I want starter stock so I don’t have to order or make a run outside. It all stemmed from frustration of going to the hardware store and getting the wrong size from the right bin.

For big imperial course thread stuff stuff, the hardware store or Tractor Supply about 3 minutes away has a nice assortment of by the pound fasteners, but their little drawers of m4, m5, m6 kind of stuff is ends up being like 50 cents a piece so just indiscriminately stocking up doesn’t make as much sense.

I think I might use this confusion to try to make a case to my employer that they should fill out a more robust stocking set of hardware. Employee discounts and potential upsides for others is probably enough incentive to do that.

Ironically, Mcmaster is actually very competitive on hardware kits. Nothing cheap, but looking at Fastenal, Granger, or even DigiKey they are mostly cheaper in the low hundreds range.

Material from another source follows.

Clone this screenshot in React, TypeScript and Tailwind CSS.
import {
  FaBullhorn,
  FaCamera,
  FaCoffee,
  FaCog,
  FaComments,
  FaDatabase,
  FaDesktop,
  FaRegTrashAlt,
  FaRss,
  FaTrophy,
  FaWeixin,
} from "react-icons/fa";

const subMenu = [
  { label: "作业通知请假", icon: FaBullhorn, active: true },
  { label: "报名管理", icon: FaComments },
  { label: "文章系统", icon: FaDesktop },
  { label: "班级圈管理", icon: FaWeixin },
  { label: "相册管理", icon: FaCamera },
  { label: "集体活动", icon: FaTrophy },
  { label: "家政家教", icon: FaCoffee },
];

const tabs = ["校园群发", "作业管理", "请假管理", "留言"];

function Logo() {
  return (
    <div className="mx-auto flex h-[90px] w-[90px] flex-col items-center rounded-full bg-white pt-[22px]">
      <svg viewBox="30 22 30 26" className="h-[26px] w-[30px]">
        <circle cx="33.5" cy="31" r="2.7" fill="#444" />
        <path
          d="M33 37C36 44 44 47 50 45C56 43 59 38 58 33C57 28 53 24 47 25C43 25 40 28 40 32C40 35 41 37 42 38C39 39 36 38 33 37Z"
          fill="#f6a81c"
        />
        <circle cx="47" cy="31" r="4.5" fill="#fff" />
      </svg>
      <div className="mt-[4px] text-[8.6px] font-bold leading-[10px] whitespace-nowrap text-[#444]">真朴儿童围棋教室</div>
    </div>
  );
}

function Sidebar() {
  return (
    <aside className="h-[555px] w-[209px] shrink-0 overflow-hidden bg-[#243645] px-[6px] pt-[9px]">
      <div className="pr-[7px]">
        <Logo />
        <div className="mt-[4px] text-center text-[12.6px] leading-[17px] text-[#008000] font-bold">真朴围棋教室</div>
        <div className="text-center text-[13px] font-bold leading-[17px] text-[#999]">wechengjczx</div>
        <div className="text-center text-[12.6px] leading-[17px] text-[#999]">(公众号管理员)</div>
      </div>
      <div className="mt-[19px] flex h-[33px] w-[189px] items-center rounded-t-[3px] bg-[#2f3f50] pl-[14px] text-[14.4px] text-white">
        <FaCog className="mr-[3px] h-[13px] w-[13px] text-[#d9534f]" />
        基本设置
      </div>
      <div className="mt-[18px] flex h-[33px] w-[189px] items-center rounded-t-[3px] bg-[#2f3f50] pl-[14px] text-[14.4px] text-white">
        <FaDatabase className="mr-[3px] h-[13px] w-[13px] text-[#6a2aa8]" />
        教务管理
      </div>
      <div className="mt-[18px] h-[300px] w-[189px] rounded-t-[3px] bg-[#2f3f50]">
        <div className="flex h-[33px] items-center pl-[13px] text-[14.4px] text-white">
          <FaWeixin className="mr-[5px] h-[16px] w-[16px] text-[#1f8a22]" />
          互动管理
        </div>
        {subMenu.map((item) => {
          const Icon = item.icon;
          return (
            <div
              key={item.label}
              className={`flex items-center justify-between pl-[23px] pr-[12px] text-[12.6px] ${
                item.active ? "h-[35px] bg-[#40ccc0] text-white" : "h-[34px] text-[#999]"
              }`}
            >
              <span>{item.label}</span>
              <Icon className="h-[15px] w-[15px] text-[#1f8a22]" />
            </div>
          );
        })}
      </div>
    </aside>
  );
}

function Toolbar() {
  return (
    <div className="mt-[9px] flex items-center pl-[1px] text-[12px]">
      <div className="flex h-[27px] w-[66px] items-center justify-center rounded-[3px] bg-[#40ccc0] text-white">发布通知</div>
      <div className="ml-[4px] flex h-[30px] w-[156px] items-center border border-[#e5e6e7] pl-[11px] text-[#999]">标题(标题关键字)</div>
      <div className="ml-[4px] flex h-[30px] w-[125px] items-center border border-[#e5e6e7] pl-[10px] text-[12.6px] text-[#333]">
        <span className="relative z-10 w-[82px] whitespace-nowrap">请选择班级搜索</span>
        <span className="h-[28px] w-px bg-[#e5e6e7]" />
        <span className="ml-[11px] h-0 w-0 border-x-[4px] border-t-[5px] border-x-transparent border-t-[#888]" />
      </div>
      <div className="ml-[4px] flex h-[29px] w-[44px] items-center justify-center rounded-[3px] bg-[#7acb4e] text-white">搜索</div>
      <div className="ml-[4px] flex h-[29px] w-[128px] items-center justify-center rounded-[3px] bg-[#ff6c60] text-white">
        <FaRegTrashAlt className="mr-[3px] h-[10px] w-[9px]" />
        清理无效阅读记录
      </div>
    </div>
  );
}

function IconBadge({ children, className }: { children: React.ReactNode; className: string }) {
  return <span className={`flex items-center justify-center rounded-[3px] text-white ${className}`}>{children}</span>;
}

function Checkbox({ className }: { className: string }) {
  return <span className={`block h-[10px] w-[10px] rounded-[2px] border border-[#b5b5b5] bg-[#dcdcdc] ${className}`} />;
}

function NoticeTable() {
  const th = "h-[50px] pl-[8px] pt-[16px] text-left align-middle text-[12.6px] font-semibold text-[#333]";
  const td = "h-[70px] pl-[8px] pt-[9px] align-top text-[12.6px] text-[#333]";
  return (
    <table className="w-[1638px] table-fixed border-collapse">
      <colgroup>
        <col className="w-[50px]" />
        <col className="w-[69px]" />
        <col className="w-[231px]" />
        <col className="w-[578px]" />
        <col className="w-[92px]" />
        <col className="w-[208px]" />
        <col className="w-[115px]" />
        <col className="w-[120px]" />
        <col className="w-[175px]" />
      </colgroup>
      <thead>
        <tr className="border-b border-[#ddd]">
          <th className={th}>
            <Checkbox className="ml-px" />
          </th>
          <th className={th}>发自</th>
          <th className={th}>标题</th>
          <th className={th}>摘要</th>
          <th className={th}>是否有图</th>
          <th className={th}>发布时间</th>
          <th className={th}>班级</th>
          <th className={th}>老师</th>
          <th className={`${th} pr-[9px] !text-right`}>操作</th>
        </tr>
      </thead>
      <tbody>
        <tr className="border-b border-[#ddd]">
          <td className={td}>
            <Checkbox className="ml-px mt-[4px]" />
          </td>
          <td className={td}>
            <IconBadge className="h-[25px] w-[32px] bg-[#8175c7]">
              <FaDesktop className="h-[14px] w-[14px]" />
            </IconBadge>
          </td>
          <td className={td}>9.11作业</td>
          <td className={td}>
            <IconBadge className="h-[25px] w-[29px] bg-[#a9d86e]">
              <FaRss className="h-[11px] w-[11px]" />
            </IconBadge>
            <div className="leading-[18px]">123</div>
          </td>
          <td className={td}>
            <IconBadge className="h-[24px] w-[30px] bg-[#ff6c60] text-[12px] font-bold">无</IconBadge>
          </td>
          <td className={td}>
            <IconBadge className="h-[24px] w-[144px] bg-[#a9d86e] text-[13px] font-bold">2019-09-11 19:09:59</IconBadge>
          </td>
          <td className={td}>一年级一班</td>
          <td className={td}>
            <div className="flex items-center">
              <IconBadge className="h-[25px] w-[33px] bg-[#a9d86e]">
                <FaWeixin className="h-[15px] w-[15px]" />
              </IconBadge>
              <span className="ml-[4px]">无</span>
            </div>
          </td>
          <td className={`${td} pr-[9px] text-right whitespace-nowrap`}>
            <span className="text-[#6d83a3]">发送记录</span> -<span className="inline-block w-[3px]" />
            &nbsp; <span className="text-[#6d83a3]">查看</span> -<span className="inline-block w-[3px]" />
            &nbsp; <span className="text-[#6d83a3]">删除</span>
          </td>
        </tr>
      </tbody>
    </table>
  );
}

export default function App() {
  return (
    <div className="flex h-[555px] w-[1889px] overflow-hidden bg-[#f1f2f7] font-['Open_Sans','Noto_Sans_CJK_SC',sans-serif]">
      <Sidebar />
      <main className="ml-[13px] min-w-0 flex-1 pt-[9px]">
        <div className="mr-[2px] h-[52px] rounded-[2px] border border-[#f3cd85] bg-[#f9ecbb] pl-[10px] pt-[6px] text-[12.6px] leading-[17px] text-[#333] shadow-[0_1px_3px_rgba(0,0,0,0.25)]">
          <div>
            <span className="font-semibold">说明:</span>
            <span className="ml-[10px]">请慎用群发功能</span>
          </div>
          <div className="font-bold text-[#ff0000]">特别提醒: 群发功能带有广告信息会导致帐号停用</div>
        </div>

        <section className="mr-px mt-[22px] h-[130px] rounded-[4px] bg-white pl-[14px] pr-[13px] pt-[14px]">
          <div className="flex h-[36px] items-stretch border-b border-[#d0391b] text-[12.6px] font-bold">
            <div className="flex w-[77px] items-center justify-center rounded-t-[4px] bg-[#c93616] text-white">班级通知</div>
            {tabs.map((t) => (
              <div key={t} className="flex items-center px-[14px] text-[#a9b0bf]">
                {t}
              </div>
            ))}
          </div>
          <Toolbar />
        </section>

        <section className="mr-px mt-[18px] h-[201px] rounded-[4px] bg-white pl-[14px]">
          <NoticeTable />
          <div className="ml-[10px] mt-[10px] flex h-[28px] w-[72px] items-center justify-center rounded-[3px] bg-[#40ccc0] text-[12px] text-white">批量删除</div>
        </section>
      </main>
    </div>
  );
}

Oh, now that I think about it, I should see what Misumi’s options look like…

one of us. one of US! :smiley:

Fastenal - Yeah I remember looking at there kits and being sticker shocked. They do offer a “refill” service though which can be good for large settings.

I just realized that if I were back in the US, this problem would be double the size. Here I can restrict my collection to only metric with no problems. But in the US, I’d probably want to keep both on hand.

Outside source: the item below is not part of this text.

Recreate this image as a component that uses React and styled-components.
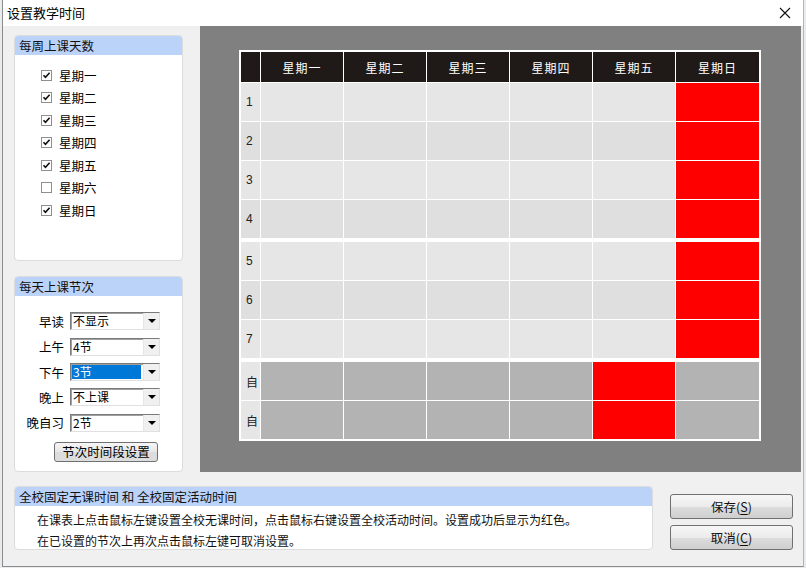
import React from "react";
import styled, { createGlobalStyle } from "styled-components";

const GlobalStyle = createGlobalStyle`
  html, body {
    margin: 0;
    padding: 0;
    background: #e9ecef;
  }
  body {
    font-family: "Noto Sans CJK SC", "Liberation Sans", sans-serif;
    font-size: 12px;
    color: #000;
  }
`;

const Window = styled.div`
  width: 800px;
  height: 566px;
  margin-left: 2px;
  border-left: 1px solid #8c8c8c;
  border-bottom: 1px solid #8c8c8c;
  border-right: 1px solid #b5b5b5;
  background: #f0f0f0;
  display: flex;
  flex-direction: column;
  overflow: hidden;
`;

const TitleBar = styled.div`
  height: 26px;
  background: #fff;
  display: flex;
  align-items: center;
  justify-content: space-between;
  padding: 0 10px 0 4px;
  flex-shrink: 0;
`;

const Title = styled.span`
  font-size: 13px;
  line-height: 26px;
`;

const Close = styled.span`
  width: 16px;
  height: 16px;
  display: flex;
  align-items: center;
  justify-content: center;
`;

const Top = styled.div`
  display: flex;
  height: 446px;
  flex-shrink: 0;
`;

const LeftCol = styled.div`
  width: 169px;
  padding: 9px 17px 0 11px;
  display: flex;
  flex-direction: column;
  gap: 15px;
`;

const Group = styled.div`
  background: #fff;
  border: 1px solid #dcdcdc;
  border-radius: 4px;
  height: ${(p) => p.h}px;
  box-sizing: border-box;
  overflow: hidden;
  display: flex;
  flex-direction: column;
`;

const GroupHead = styled.div`
  background: #bcd3f9;
  height: 19px;
  line-height: 19px;
  padding-left: 4px;
  font-size: 12.5px;
  color: #111;
  flex-shrink: 0;
`;

const CheckList = styled.div`
  display: flex;
  flex-direction: column;
  padding: 12px 0 0 26px;
  gap: 6.6px;
`;

const CheckRow = styled.label`
  display: flex;
  align-items: center;
  gap: 7px;
  height: 16px;
  font-size: 12.5px;
`;

const Box = styled.span`
  width: 9px;
  height: 9px;
  border: 1px solid #8f8f8f;
  background: #fff;
  display: flex;
  align-items: center;
  justify-content: center;
`;

const Check = ({ on }) => (
  <Box>
    {on && (
      <svg width="9" height="9" viewBox="0 0 9 9">
        <path d="M1.5 4.2 L3.5 6.4 L7.6 1.8" fill="none" stroke="#111" strokeWidth="1.6" />
      </svg>
    )}
  </Box>
);

const SelectList = styled.div`
  display: flex;
  flex-direction: column;
  padding: 16px 0 0 0;
  gap: 7.3px;
`;

const SelectRow = styled.div`
  display: flex;
  align-items: center;
  height: 18px;
`;

const SelectLabel = styled.span`
  width: 49px;
  text-align: right;
  padding-right: 6px;
  font-size: 12.5px;
`;

const Select = styled.div`
  width: 90px;
  height: 18px;
  box-sizing: border-box;
  border: 1px solid;
  border-color: #7a7a7a #e0e0e0 #e0e0e0 #7a7a7a;
  box-shadow: inset 1px 1px 0 #a0a0a0;
  display: flex;
  background: #fff;
`;

const SelectValue = styled.span`
  flex: 1;
  margin: 1px 2px 1px 1px;
  padding-left: 1px;
  line-height: 14px;
  font-size: 12px;
  background: ${(p) => (p.active ? "#0078d7" : "transparent")};
  color: ${(p) => (p.active ? "#fff" : "#000")};
`;

const Arrow = styled.span`
  width: 15px;
  background: #f0f0f0;
  border-left: 1px solid #e6e6e6;
  display: flex;
  align-items: center;
  justify-content: center;
  &::after {
    content: "";
    border-left: 4px solid transparent;
    border-right: 4px solid transparent;
    border-top: 4px solid #000;
  }
`;

const SmallButton = styled.div`
  margin: 10px 0 0 39px;
  width: 104px;
  height: 20px;
  box-sizing: border-box;
  border: 1px solid #707070;
  border-radius: 3px;
  background: linear-gradient(#f6f6f6, #e6e6e6 50%, #dcdcdc 51%, #dddddd);
  display: flex;
  align-items: center;
  justify-content: center;
  font-size: 12.5px;
`;

const Canvas = styled.div`
  flex: 1;
  background: #808080;
  margin-right: 2px;
  padding: 24px 0 0 39px;
`;

const Table = styled.div`
  display: inline-flex;
  flex-direction: column;
  background: #fff;
  border: 2px solid #fff;
  gap: 4px;
`;

const RowGroup = styled.div`
  display: grid;
  grid-template-columns: 19px repeat(5, 82px) 83px;
  gap: 1px;
`;

const HeadCell = styled.div`
  background: #1f1a17;
  color: #fff;
  height: 30px;
  display: flex;
  align-items: center;
  justify-content: center;
  font-size: 12px;
  letter-spacing: 1px;
`;

const RowNum = styled.div`
  background: ${(p) => (p.alt ? "#dfdfdf" : "#e6e6e6")};
  height: 38px;
  display: flex;
  align-items: center;
  padding-left: 5px;
  font-family: "Liberation Sans", "Noto Sans CJK SC", sans-serif;
  font-size: 12px;
  color: #222;
`;

const Cell = styled.div`
  height: 38px;
  background: ${(p) => (p.red ? "#ff0000" : p.dark ? "#b3b3b3" : p.alt ? "#dfdfdf" : "#e6e6e6")};
`;

const Bottom = styled.div`
  display: flex;
  padding: 14px 0 0 11px;
  gap: 17px;
`;

const InfoGroup = styled(Group)`
  width: 639px;
  height: 64px;
`;

const InfoText = styled.div`
  padding: 3px 0 0 22px;
  line-height: 21px;
  font-size: 12px;
  color: #111;
`;

const ButtonCol = styled.div`
  display: flex;
  flex-direction: column;
  gap: 6px;
  padding-top: 8px;
`;

const DlgButton = styled.div`
  width: 123px;
  height: 25px;
  box-sizing: border-box;
  border: 1px solid #707070;
  border-radius: 3px;
  background: linear-gradient(#f7f7f7, #ebebeb 50%, #dddddd 51%, #cfcfcf);
  display: flex;
  align-items: center;
  justify-content: center;
  font-size: 12.5px;
  color: #111;
  & u {
    text-underline-offset: 2px;
  }
`;

const days = ["星期一", "星期二", "星期三", "星期四", "星期五", "星期六", "星期日"];
const checked = [true, true, true, true, true, false, true];
const headers = ["星期一", "星期二", "星期三", "星期四", "星期五", "星期日"];

const selects = [
  { label: "早读", value: "不显示" },
  { label: "上午", value: "4节" },
  { label: "下午", value: "3节", active: true },
  { label: "晚上", value: "不上课" },
  { label: "晚自习", value: "2节" },
];

const groups = [
  { rows: ["1", "2", "3", "4"], red: 5, head: true },
  { rows: ["5", "6", "7"], red: 5 },
  { rows: ["自", "自"], red: 4, dark: true },
];

export default function App() {
  return (
    <>
      <GlobalStyle />
      <Window>
        <TitleBar>
          <Title>设置教学时间</Title>
          <Close>
            <svg width="12" height="12" viewBox="0 0 12 12">
              <path d="M1 1 L11 11 M11 1 L1 11" stroke="#111" strokeWidth="1.1" />
            </svg>
          </Close>
        </TitleBar>
        <Top>
          <LeftCol>
            <Group h={227}>
              <GroupHead>每周上课天数</GroupHead>
              <CheckList>
                {days.map((d, i) => (
                  <CheckRow key={d}>
                    <Check on={checked[i]} />
                    {d}
                  </CheckRow>
                ))}
              </CheckList>
            </Group>
            <Group h={196}>
              <GroupHead>每天上课节次</GroupHead>
              <SelectList>
                {selects.map((s) => (
                  <SelectRow key={s.label}>
                    <SelectLabel>{s.label}</SelectLabel>
                    <Select>
                      <SelectValue active={s.active}>{s.value}</SelectValue>
                      <Arrow />
                    </Select>
                  </SelectRow>
                ))}
              </SelectList>
              <SmallButton>节次时间段设置</SmallButton>
            </Group>
          </LeftCol>
          <Canvas>
            <Table>
              {groups.map((g, gi) => (
                <RowGroup key={gi}>
                  {g.head && (
                    <>
                      <HeadCell />
                      {headers.map((h) => (
                        <HeadCell key={h}>{h}</HeadCell>
                      ))}
                    </>
                  )}
                  {g.rows.map((r, ri) => {
                    const alt = ri % 2 === 1;
                    return (
                      <React.Fragment key={ri}>
                        <RowNum alt={!g.dark && alt}>{r}</RowNum>
                        {headers.map((h, ci) => (
                          <Cell key={h} alt={alt} dark={g.dark} red={ci === g.red} />
                        ))}
                      </React.Fragment>
                    );
                  })}
                </RowGroup>
              ))}
            </Table>
          </Canvas>
        </Top>
        <Bottom>
          <InfoGroup>
            <GroupHead>全校固定无课时间 和 全校固定活动时间</GroupHead>
            <InfoText>
              在课表上点击鼠标左键设置全校无课时间，点击鼠标右键设置全校活动时间。设置成功后显示为红色。
              <br />
              在已设置的节次上再次点击鼠标左键可取消设置。
            </InfoText>
          </InfoGroup>
          <ButtonCol>
            <DlgButton>
              保存(<u>S</u>)
            </DlgButton>
            <DlgButton>
              取消(<u>C</u>)
            </DlgButton>
          </ButtonCol>
        </Bottom>
      </Window>
    </>
  );
}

I bought https://www.fastenal.com/product/details/99000 back in 2018 (when it was $928 instead of $$784 now). I have zero regrets. Yes, it’s a lot of cash but it has paid for itself so many times over by just walking out to the garage and grabbing the bolt or nut I need. I’d have no qualms about buying the metric version https://www.fastenal.com/product/details/99007.

Haven’t really looked enough to order anything, but ran across this McMaster knockoff site. https://jlcmc.com/

Seems to be associated with JLCPCB.

Yup, and by extension, LCSC. Strange they didn’t keep the name of the primary distributor service rather than what started as the PCB service.